The Ljubenić mass graves were alleged killings committed by Serbian police and paramilitary forces in the village of Ljubenić (alb. Lybeniq) near Peć, during the Kosovo War 1998-1999.

On 25 May 1998, at least eight villagers of Ljubenić, mostly Hamzaj family members, were extrajudicially executed by a group of police officers.

On 1 April 1999, Ljubenić was the site of a mass killing of about 66 men according to local villagers.

25 May 1998 
At around 6:45 am, on 25 May 1998, there was an incident on the road between Dečani and Peć, near the village of Ljubenić, in which a car was shot at by armed men, supposedly Kosovo Liberation Army (UÇK) insurgents. Three men travelling in the car were hit by the bullets, including the driver, a police officer and a reserve police officer, who was apparently off-duty.

That afternoon, sometime after 1 pm, Serb police forces travelling in various vehicles, some of which were armoured, arrived at Ljubenić. The police-officers positioned themselves in the outskirts of the village and fired on the Albanian villagers using artillery and other weapons, before entering the village itself.

Most of the villagers had fled to the nearby forest. Those who could not flee sheltered in the houses as best they could. After a short while, police patrols conducted house to house searches. The police officers then discovered fourteen people hiding in a large house. They forced them into the yard and then separated the men from the women and children. The women and children were instructed to go to Albania. The police then started to beat the men, who were unarmed, and then ordered them to run and shot them while they were running. Altogether, four men were killed this way: Ibrahim Hamzaj (64), Imer Hamzaj (53), Dervish Hamzaj (51) and Bashkim Hamzaj (23).

The police had also entered the house of Zeqë Hamzaj (aged 68 years). They took him and his sons, Gani Hamzaj (25) and Rifat Hamzaj (24) out of the building, made them strip to their underwear, then beat them and killed them. Another man, Haxhi Goga (22) from the town of Dečani, who was a guest of one family, was also extrajudicially killed.

1 April 1999 
According to Albanian villagers of Ljubenić allegedly surviving the massacre, on 1 April 1999, police and paramilitary forces entered Ljubenić. Many villagers tried to flee to the mountains but soon realized that they were surrounded. The villagers were gathered in the centre of the Ljubenić, the men and women were separated, and a large group of men were lined up against a wall on the main street of the village. After a series of insults, all the men were ordered to lie down, and the police-officers proceeded to shoot at them with machine-gun fire. Afterwards, they shot in the head all those who were still moving. Some of the men survived under the corpses and crawled out after the police-officers had gone. The other villagers, mostly women and children were forced to leave the village and had to walk to the Albanian border via Đakovica.

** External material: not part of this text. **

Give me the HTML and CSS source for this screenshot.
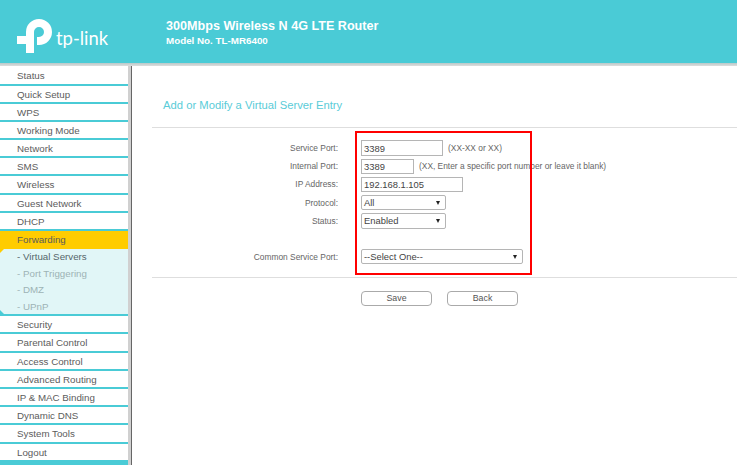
FILE: index.html
```html
<!DOCTYPE html>
<html lang="en">
<head>
<meta charset="utf-8">
<title>TL-MR6400</title>
<link rel="stylesheet" href="styles.css">
</head>
<body>
<header class="top">
  <div class="logo">
    <svg class="logo-mark" width="35" height="34" viewBox="0 0 35 34" aria-hidden="true">
      <path d="M0 17H9V13A13 13 0 1 1 22 26H20V18H22A5 5 0 1 0 17 13V34H9V25H0Z" fill="#fff"/>
    </svg>
    <span class="logo-text">tp-link</span>
  </div>
  <div class="product">
    <div class="product-name">300Mbps Wireless N 4G LTE Router</div>
    <div class="product-model">Model No. TL-MR6400</div>
  </div>
</header>
<div class="shade"></div>
<div class="body">
  <nav class="side">
    <a class="item">Status</a>
    <a class="item">Quick Setup</a>
    <a class="item">WPS</a>
    <a class="item">Working Mode</a>
    <a class="item">Network</a>
    <a class="item">SMS</a>
    <a class="item">Wireless</a>
    <a class="item">Guest Network</a>
    <a class="item">DHCP</a>
    <a class="item active">Forwarding</a>
    <div class="sub">
      <a class="sub-item current">- Virtual Servers</a>
      <a class="sub-item">- Port Triggering</a>
      <a class="sub-item">- DMZ</a>
      <a class="sub-item">- UPnP</a>
    </div>
    <a class="item">Security</a>
    <a class="item">Parental Control</a>
    <a class="item">Access Control</a>
    <a class="item">Advanced Routing</a>
    <a class="item">IP &amp; MAC Binding</a>
    <a class="item">Dynamic DNS</a>
    <a class="item">System Tools</a>
    <a class="item">Logout</a>
    <div class="side-end"></div>
  </nav>
  <main class="content">
    <h1 class="title">Add or Modify a Virtual Server Entry</h1>
    <div class="rule"></div>
    <form class="form">
      <div class="row"><label class="lbl">Service Port:</label><input class="field w82" value="3389"><span class="hint">(XX-XX or XX)</span></div>
      <div class="row"><label class="lbl">Internal Port:</label><input class="field w53" value="3389"><span class="hint">(XX, Enter a specific port number or leave it blank)</span></div>
      <div class="row"><label class="lbl">IP Address:</label><input class="field w102" value="192.168.1.105"></div>
      <div class="row"><label class="lbl">Protocol:</label><div class="select w85"><span>All</span><i class="arrow"></i></div></div>
      <div class="row"><label class="lbl">Status:</label><div class="select w85"><span>Enabled</span><i class="arrow"></i></div></div>
      <div class="row spaced"><label class="lbl">Common Service Port:</label><div class="select w162"><span>--Select One--</span><i class="arrow"></i></div></div>
    </form>
    <div class="rule rule-low"></div>
    <div class="buttons">
      <button class="btn" type="button">Save</button>
      <button class="btn" type="button">Back</button>
    </div>
    <div class="highlight"></div>
  </main>
</div>
</body>
</html>
```
FILE: styles.css
```css
* { box-sizing: border-box; }
html, body { margin: 0; height: 100%; overflow: hidden; }
body {
  width: 737px;
  height: 465px;
  background: #fff;
  font-family: "Liberation Sans", Arial, sans-serif;
  color: #555;
}
.top {
  height: 63px;
  background: #4acbd6;
  display: flex;
}
.logo {
  width: 166px;
  display: flex;
  align-items: flex-start;
  padding: 19px 0 0 17px;
}
.logo-mark { flex: none; }
.logo-text {
  font-family: "Lato", sans-serif;
  font-weight: 400;
  font-size: 18.4px;
  line-height: 22px;
  color: #fff;
  margin: 8px 0 0 4px;
}
.product { color: #fff; font-weight: bold; padding-top: 18px; }
.product-name { font-size: 12.6px; line-height: 16px; }
.product-model { font-size: 9.8px; line-height: 14px; }
.shade { height: 3px; background: linear-gradient(#b9c9c9, #ddd); }
.body { display: flex; height: 399px; }
.side {
  width: 132px;
  flex: none;
  border-right: 1px solid #666;
  background: #fff;
  display: flex;
  flex-direction: column;
  position: relative;
}
.side::after {
  content: "";
  position: absolute;
  top: 0; bottom: 0; right: 0;
  width: 3px;
  background: #d0d0d0;
}
.item {
  display: block;
  height: 18.2px;
  line-height: 17px;
  padding-left: 17px;
  font-size: 9.75px;
  color: #5c5c5c;
  border-bottom: 2px solid #4acbd6;
  white-space: nowrap;
}
.item:first-child { height: 19.5px; line-height: 19px; }
.item.active {
  background: #fc0;
  border-bottom: 0;
}
.sub {
  background: #e1f6f7;
  height: 67px;
  border-bottom: 2px solid #4acbd6;
  position: relative;
}
.sub::before {
  content: "";
  position: absolute;
  left: 0; top: 0;
  border-top: 4px solid #fc0;
  border-right: 4px solid transparent;
}
.sub::after {
  content: "";
  position: absolute;
  left: 0; bottom: 0;
  border-bottom: 4px solid #4acbd6;
  border-right: 4px solid transparent;
}
.sub-item {
  display: block;
  height: 16.6px;
  line-height: 16.6px;
  padding-left: 17px;
  font-size: 9.75px;
  color: #9db3b5;
  white-space: nowrap;
}
.sub-item.current { color: #56666a; }
.side-end { flex: 1; background: #4acbd6; }
.content {
  flex: 1;
  position: relative;
  padding-left: 20px;
  min-width: 0;
}
.title {
  margin: 0;
  padding: 31px 0 0 11px;
  height: 61px;
  font-size: 11.25px;
  line-height: 16px;
  font-weight: normal;
  color: #5accd8;
}
.rule { height: 1px; background: #dedede; }
.form { padding-top: 11px; height: 149px; }
.row {
  display: flex;
  align-items: center;
  height: 18.2px;
  font-size: 8.4px;
}
.row.spaced { margin-top: 17.5px; }
.lbl {
  width: 186px;
  text-align: right;
  margin-right: 23px;
  color: #666;
  flex: none;
}
.field, .select {
  height: 15.5px;
  border: 1px solid #b5b5b5;
  background: #fff;
  font-family: inherit;
  font-size: 9.4px;
  color: #444;
  padding: 0 2px;
  flex: none;
}
.select {
  display: flex;
  align-items: center;
  justify-content: space-between;
  border-radius: 2px;
}
.arrow {
  width: 0; height: 0;
  margin-right: 3px;
  border-left: 2.5px solid transparent;
  border-right: 2.5px solid transparent;
  border-top: 4px solid #222;
}
.w82 { width: 82px; }
.w53 { width: 53px; }
.w102 { width: 102px; }
.w85 { width: 85px; }
.w162 { width: 162px; }
.hint { margin-left: 5px; font-size: 8.4px; color: #666; white-space: nowrap; }
.buttons {
  display: flex;
  gap: 15px;
  padding: 13px 0 0 209px;
}
.btn {
  width: 71px;
  height: 15px;
  padding: 0;
  border: 1px solid #aaa;
  border-radius: 4px;
  background: #fff;
  font-family: inherit;
  font-size: 8.8px;
  line-height: 13px;
  color: #555;
}
.highlight {
  position: absolute;
  left: 223px;
  top: 65px;
  width: 177px;
  height: 144px;
  border: 2px solid #f00;
  pointer-events: none;
}
```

The houses in the village were then torched.

OSCE, documenting the event on 1 July, conducting several interviews with alleged survivors, only found four bodies, unidentified at the time. Italian troops claimed that a mass grave with 350 bodies was found in the village, which was proved false, as only five bodies were found the next day. "Eyewitnesses" first told of the 350 bodies.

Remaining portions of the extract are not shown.